Around 100,000 years ago, a Neanderthal child was dancing around outside and the footprints have been fossilized for us to see today. The tracks, which were revealed due to stormy weather, high tides and an eroding sand dune on a Spanish beach, have palaeontologists claiming that they could be the oldest footprints ever discovered from the late Pleistocene Epoch as well as the first ones found on the Iberian Peninsula.
At least 87 footprints were discovered by two biologists walking along Matalascañas beach in the southwestern Spanish province of Huelva. They also found a watering hole that our ancient ancestors and animals frequented. They used the area to drink water, look for seafood, hunt, and even the children played there.
Some of the footprints were believed to have been made by a child who was “jumping irregularly as though dancing.” One of the study’s authors, Eduardo Mayoral, stated how significant the footprints are, “The biological and ethological information of the ancient hominin groups when there are no bone remains, is provided by the study of their fossil footprints, which show us certain ‘frozen’ moments of their existence.”
Experts scanned the footprints in 3D which provided them with more details. They were able to determine that the prints had a rounded heel, fairly short toes, non-opposable big toe, and a longitudinal arch.

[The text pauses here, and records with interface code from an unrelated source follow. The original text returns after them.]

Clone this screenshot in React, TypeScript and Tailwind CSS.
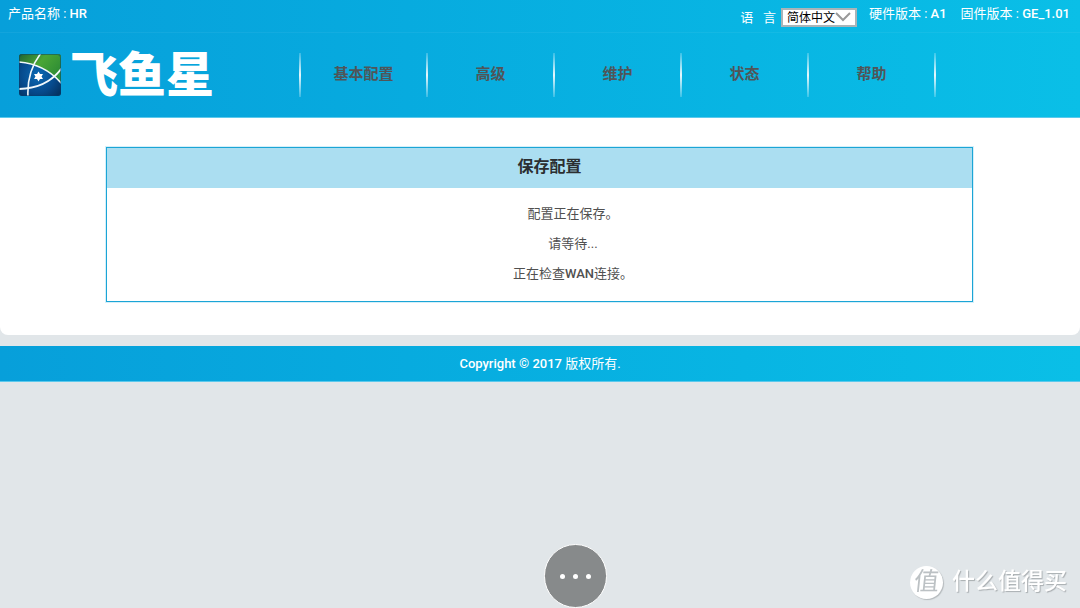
import { useState } from "react";

const menus = ["基本配置", "高级", "维护", "状态", "帮助"];

const Logo = () => {
  return (
    <a href="#home" className="flex items-center gap-2 pl-[18px] w-[299px] shrink-0">
      <svg viewBox="0 0 44 44" className="w-11 h-11 shrink-0" aria-hidden="true">
        <defs>
          <clipPath id="logoClip">
            <rect x="1" y="1" width="42" height="42" rx="3" />
          </clipPath>
          <linearGradient id="logoGreen" x1="0" y1="0" x2="1" y2="0.6">
            <stop offset="0" stopColor="#1c5f33" />
            <stop offset="0.5" stopColor="#4aa636" />
            <stop offset="1" stopColor="#2b8a35" />
          </linearGradient>
          <radialGradient id="logoBlue" cx="0.45" cy="0.5" r="0.65">
            <stop offset="0" stopColor="#0b6ab5" />
            <stop offset="0.6" stopColor="#064a8c" />
            <stop offset="1" stopColor="#05315f" />
          </radialGradient>
        </defs>
        <g clipPath="url(#logoClip)">
          <rect width="44" height="44" fill="url(#logoBlue)" />
          <path d="M0 9 C16 10 32 17 44 31 V0 H0 Z" fill="url(#logoGreen)" />
          <path d="M36 23 L44 15 V31 Z" fill="#2f9440" />
          <g fill="none" stroke="#f1f8fb">
            <path d="M0 9 C16 10 32 17 44 31" strokeWidth="1.6" />
            <path d="M0 36 C18 36 33 30 44 15" strokeWidth="1.8" />
            <path d="M23 0 C13 13 9 27 10 44" strokeWidth="1.6" />
          </g>
          <path
            d="M20.5 18.5 L22 21 L25 21 L23.5 23.5 L25 26 L22 26 L20.5 28.5 L19 26 L16 26 L17.5 23.5 L16 21 L19 21 Z"
            fill="#fff"
          />
        </g>
        <rect x="1.5" y="1.5" width="41" height="41" rx="3" fill="none" stroke="#06406d" strokeOpacity="0.5" />
      </svg>
      <span className="pt-0.5 text-[48px] leading-[44px] font-black text-white whitespace-nowrap">飞鱼星</span>
    </a>
  );
};

const Divider = () => {
  return <span className="w-0.5 h-11 shrink-0 bg-linear-to-b from-white/20 via-white/90 to-white/20" />;
};

const Header = () => {
  const [language, setLanguage] = useState("zh");

  return (
    <header className="bg-linear-to-r from-[#079fda] to-[#0abfe7] border-b border-[#5cc9ec]">
      <div className="flex justify-between h-8 pl-2 pr-[10px] text-[13px] leading-7 text-white whitespace-nowrap">
        <p>
          产品名称 : <span className="font-medium">HR</span>
        </p>
        <div className="flex">
          <label htmlFor="language" className="leading-9 whitespace-pre">
            语&nbsp;&nbsp; 言
          </label>
          <div className="relative ml-[5px] mt-2 h-[19px]">
            <select
              id="language"
              value={language}
              onChange={(e) => setLanguage(e.target.value)}
              className="appearance-none block w-[76px] h-[19px] pl-1 border-2 border-[#a9b4b8] bg-white text-xs leading-4 text-black"
            >
              <option value="zh">简体中文</option>
              <option value="en">English</option>
            </select>
            <svg viewBox="0 0 16 10" className="absolute right-1.5 top-1 w-4 h-[10px] pointer-events-none" aria-hidden="true">
              <path d="M1 1 L8 8 L15 1" fill="none" stroke="#999" strokeWidth="2" />
            </svg>
          </div>
          <p className="ml-3">
            硬件版本 : <span className="font-medium">A1</span>
          </p>
          <p className="ml-[14px]">
            固件版本 : <span className="font-medium">GE_1.01</span>
          </p>
        </div>
      </div>

      <div className="flex items-center h-[85px] border-t border-white/5">
        <Logo />
        <nav className="flex items-center">
          <Divider />
          {menus.map((menu) => (
            <div key={menu} className="flex items-center">
              <button type="button" className="w-[125px] pb-0.5 text-[15px] leading-6 font-bold text-[#505558] cursor-pointer">
                {menu}
              </button>
              <Divider />
            </div>
          ))}
        </nav>
      </div>
    </header>
  );
};

const SavePanel = () => {
  return (
    <section className="ml-[106px] mr-[107px] border border-[#1ba5d6] outline outline-[#d5eff9]">
      <h1 className="h-10 pl-5 bg-[#abdef1] text-center text-base leading-[38px] font-bold text-[#2b2f31]">保存配置</h1>
      <div className="flex flex-col items-center gap-[10px] pt-4 pb-[17px] pl-[67px] text-[13px] leading-5 text-[#505050]">
        <p>配置正在保存。</p>
        <p>请等待...</p>
        <p>
          正在检查<span className="font-medium">WAN</span>连接。
        </p>
      </div>
    </section>
  );
};

const Watermark = () => {
  return (
    <div className="fixed right-3 bottom-2 flex items-center gap-[9px] text-white">
      <span className="flex items-center justify-center w-[33px] h-[33px] rounded-full bg-white text-[#bcc1c4] text-[25px] leading-8 shadow-[1px_1px_1px_#b4b9bc]">
        <span className="-skew-x-6">值</span>
      </span>
      <span className="text-[23px] leading-9 font-medium pr-px text-shadow-[1px_1px_1px_#a9aeb1]">什么值得买</span>
    </div>
  );
};

const App = () => {
  return (
    <div className="min-h-screen bg-[#e1e6e9] font-['Roboto','Noto_Sans_CJK_SC',sans-serif]">
      <Header />
      <main className="bg-white rounded-b-lg pt-[29px] pb-[33px]">
        <SavePanel />
      </main>
      <footer className="mt-[11px] h-9 border-b border-[#5cc9ec] bg-linear-to-r from-[#079fda] to-[#0abfe7] text-center text-[13px] leading-9 text-white">
        <span className="font-medium">Copyright © 2017</span> 版权所有.
      </footer>

      <button
        type="button"
        aria-label="More"
        className="fixed left-1/2 bottom-0 ml-1 flex items-center justify-center gap-2 w-[63px] h-16 rounded-full border border-white bg-[#878a8b] cursor-pointer"
      >
        <span className="w-[5px] h-[5px] rounded-full bg-white" />
        <span className="w-[5px] h-[5px] rounded-full bg-white" />
        <span className="w-[5px] h-[5px] rounded-full bg-white" />
      </button>
      <Watermark />
    </div>
  );
};

export default App;
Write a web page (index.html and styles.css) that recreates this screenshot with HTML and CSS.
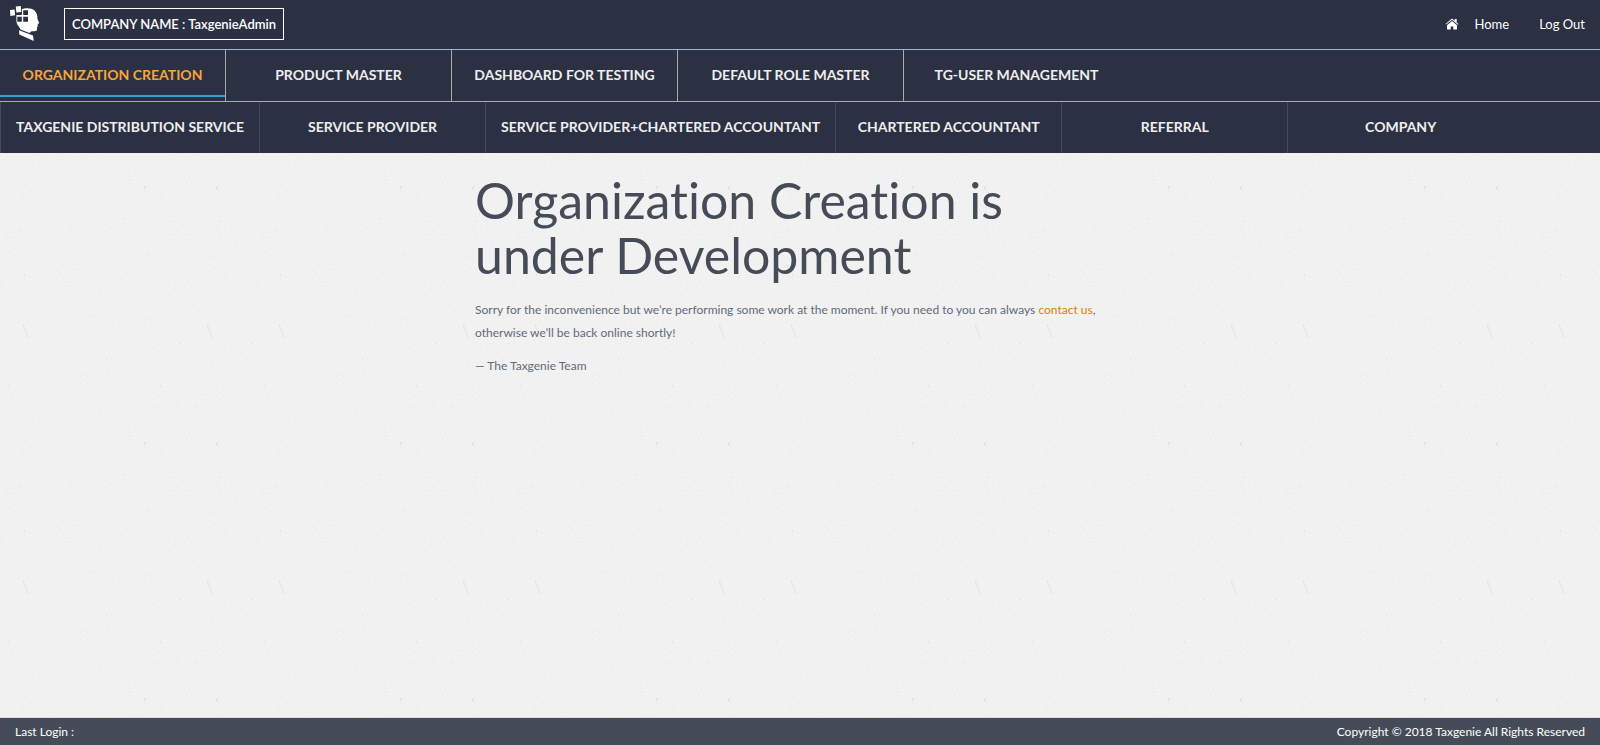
FILE: index.html
```html
<!DOCTYPE html>
<html lang="en">
<head>
<meta charset="utf-8">
<meta name="viewport" content="width=device-width, initial-scale=1">
<title>Taxgenie</title>
<link rel="stylesheet" href="styles.css">
</head>
<body>
<header class="topbar">
  <a class="logo" href="#" aria-label="Taxgenie">
    <svg width="30" height="36" viewBox="0 0 30 36" aria-hidden="true">
      <path fill="#fff" d="M12 3.200C15 1.800 22 1.800 24.500 4.500C27 7 27.600 10 27.500 13L29.200 17L27.700 18.200V20.500L27 21.600V24C26 25.600 24 25.200 21.500 25.300L19.500 27L10.500 23.500C9.800 20.500 6.600 19.500 6.400 15V9H8L12 7Z"/>
      <path fill="#fff" d="M9 24.200L23 29.400L23.800 35L9.300 28.600Z"/>
      <path fill="#2b3042" d="M7.300 10.700h4.500v5h-4.500zM13.200 10.700h4.800v5h-4.800zM13.200 4.200h4.800v4.700h-4.800zM7.300 6.800h4.500v2.200h-4.500z"/>
      <path fill="#fff" d="M0 4l4.600-.4.500 5.700-4.700.6zM5.800.4L10.800 0l.5 6-5 .4z"/>
    </svg>
  </a>
  <div class="company">COMPANY NAME : TaxgenieAdmin</div>
  <nav class="account" aria-label="Account">
    <a class="home" href="#">
      <svg width="14" height="12" viewBox="0 0 14 12" aria-hidden="true">
        <path fill="#fff" d="M7 3L2 7.200V11q0 .6.600.6H5.700V8.400H8.300V11.600H11.400q.6 0 .6-.6V7.200Z"/>
        <path fill="#fff" d="M13.500 6L11.700 4.500V1H9.800V2.800L7.700.9Q7 .4 6.300.9L.5 5.900 1.100 6.600 7 1.800 12.900 6.700Z"/>
      </svg>
      <span>Home</span>
    </a>
    <a href="#">Log Out</a>
  </nav>
</header>
<nav class="tabs" aria-label="Main">
  <a class="tab active" href="#" aria-current="page">ORGANIZATION CREATION</a>
  <a class="tab" href="#">PRODUCT MASTER</a>
  <a class="tab" href="#">DASHBOARD FOR TESTING</a>
  <a class="tab" href="#">DEFAULT ROLE MASTER</a>
  <a class="tab" href="#">TG-USER MANAGEMENT</a>
</nav>
<nav class="subtabs" aria-label="Organization type">
  <a class="subtab" href="#">TAXGENIE DISTRIBUTION SERVICE</a>
  <a class="subtab" href="#">SERVICE PROVIDER</a>
  <a class="subtab" href="#">SERVICE PROVIDER+CHARTERED ACCOUNTANT</a>
  <a class="subtab" href="#">CHARTERED ACCOUNTANT</a>
  <a class="subtab" href="#">REFERRAL</a>
  <a class="subtab" href="#">COMPANY</a>
</nav>
<main class="content">
  <article class="notice">
    <h1>Organization Creation is under Development</h1>
    <p>Sorry for the inconvenience but we’re performing some work at the moment. If you need to you can always <a href="#">contact us</a>, otherwise we’ll be back online shortly!</p>
    <p>— The Taxgenie Team</p>
  </article>
</main>
<footer class="footer">
  <span>Last Login :</span>
  <span>Copyright © 2018 Taxgenie All Rights Reserved</span>
</footer>
</body>
</html>
```
FILE: styles.css
```css
* {
  box-sizing: border-box;
}

body {
  margin: 0;
  min-height: 100vh;
  display: flex;
  flex-direction: column;
  font-family: Lato, "Liberation Sans", sans-serif;
  font-size: 12px;
  font-variant-ligatures: none;
  color: #5f6b7a;
  background-color: #f3f3f3;
  background-image: url("data:image/svg+xml,%3Csvg xmlns='http://www.w3.org/2000/svg' width='256' height='256'%3E%3Cfilter id='n' x='0' y='0' width='100%25' height='100%25'%3E%3CfeTurbulence type='fractalNoise' baseFrequency='.6' numOctaves='2' stitchTiles='stitch'/%3E%3CfeColorMatrix values='0 0 0 0 .4 0 0 0 0 .4 0 0 0 0 .38 .2 0 0 0 -.075'/%3E%3C/filter%3E%3Crect width='256' height='256' filter='url(%23n)'/%3E%3Cg stroke='%23777' stroke-opacity='.22' fill='none'%3E%3Cpath stroke-opacity='.12' d='M207 68l5 14M23 68l5 14'/%3E%3Cpath d='M216 189l2-3M144 189l2-3M24 19h1M29 36h1M125 17h1M252 87h1M180 87h1M106 103h1M124 219h1M220 222h1M147 255h1M60 160h1M90 60h1M8 130h1M236 242h1M43 72h1M70 30h1M160 130h1M195 150h1M50 200h1M100 240h1M170 40h1M20 230h1M130 180h1M80 120h1'/%3E%3C/g%3E%3C/svg%3E");
}

a {
  color: inherit;
  text-decoration: none;
}

.topbar {
  display: flex;
  align-items: center;
  height: 50px;
  padding: 0 15px 1px 10px;
  background: #2b3042;
  border-bottom: 1px solid #f2aa35;
  color: #fff;
}

.logo {
  display: flex;
  margin-right: 24px;
}

.company {
  padding: 0 7px;
  border: 1px solid #fff;
  font-size: 13px;
  line-height: 30px;
  font-weight: 600;
}

.account {
  display: flex;
  gap: 30px;
  margin-left: auto;
  font-size: 13px;
}

.home {
  display: flex;
  align-items: center;
  gap: 15px;
}

.tabs,
.subtabs {
  display: flex;
  background: #2b3042;
  color: #eee;
  font-size: 14px;
  font-weight: 700;
  line-height: 50px;
  text-align: center;
  white-space: nowrap;
}

.tabs {
  border-bottom: 1px solid #aaa;
}

.tab {
  height: 51px;
  min-width: 226px;
  padding: 0 15px;
  border-right: 1px solid #aaa;
}

.tab:last-child {
  border-right-color: transparent;
}

.active {
  color: #f8a43a;
  background: linear-gradient(#2da5dc, #2da5dc) 0 45px / 100% 2px no-repeat;
}

.subtab {
  height: 51px;
  min-width: 226px;
  padding: 0 15px;
  border-left: 1px solid #43485a;
}

.content {
  flex: 1;
}

.notice {
  max-width: 650px;
  margin: 0 auto;
  padding-top: 20px;
}

h1 {
  margin: 0 0 15px;
  color: #454c57;
  font-size: 50px;
  font-weight: 400;
  line-height: 55px;
}

p {
  margin: 0 0 10px;
  line-height: 23px;
}

p a {
  color: #dc8100;
}

.footer {
  display: flex;
  align-items: center;
  justify-content: space-between;
  height: 28px;
  padding: 0 15px;
  border-top: 1px solid #ddd;
  background: #454c57;
  color: #fff;
}
```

And 37 of the prints were preserved well enough that experts were able to determine that the foot sizes ranged from 5 inches to 11 inches in length which means that they belonged to numerous individuals from children to adults. More specifically, based on the foot sizes, the individuals who left them ranged in height from 3 feet 4 inches tall to 6 feet 1 inch tall, with most of them being left by those between 4 and 5 feet in height.
Furthermore, 7 of the footprints belonged children, 15 were from adolescents, and 9 were made by adults. While the smallest two prints were estimated to have been made by a 6-year-old, the four longest ones were by someone who was taller than 6 feet. Since that is quite a bit taller than the estimated height of a Neanderthal, it either means that some of them were significantly taller than previously thought, or a smaller individual made the footprints by moving around in one spot which made them appear bigger.
Mayoral went on to say, “The wide range of sizes of the footprints suggests the existence of a social group integrated by individuals of different age classes but dominated, however, by non-adult individuals,” adding, “Neanderthals are hunter-gatherers so the reasons for their presence are mainly due to travel, transportation of resources or foraging strategies.” (Pictures of the footprints can be seen here.)
The study was published in the journal Scientific Reports where it can be read in full.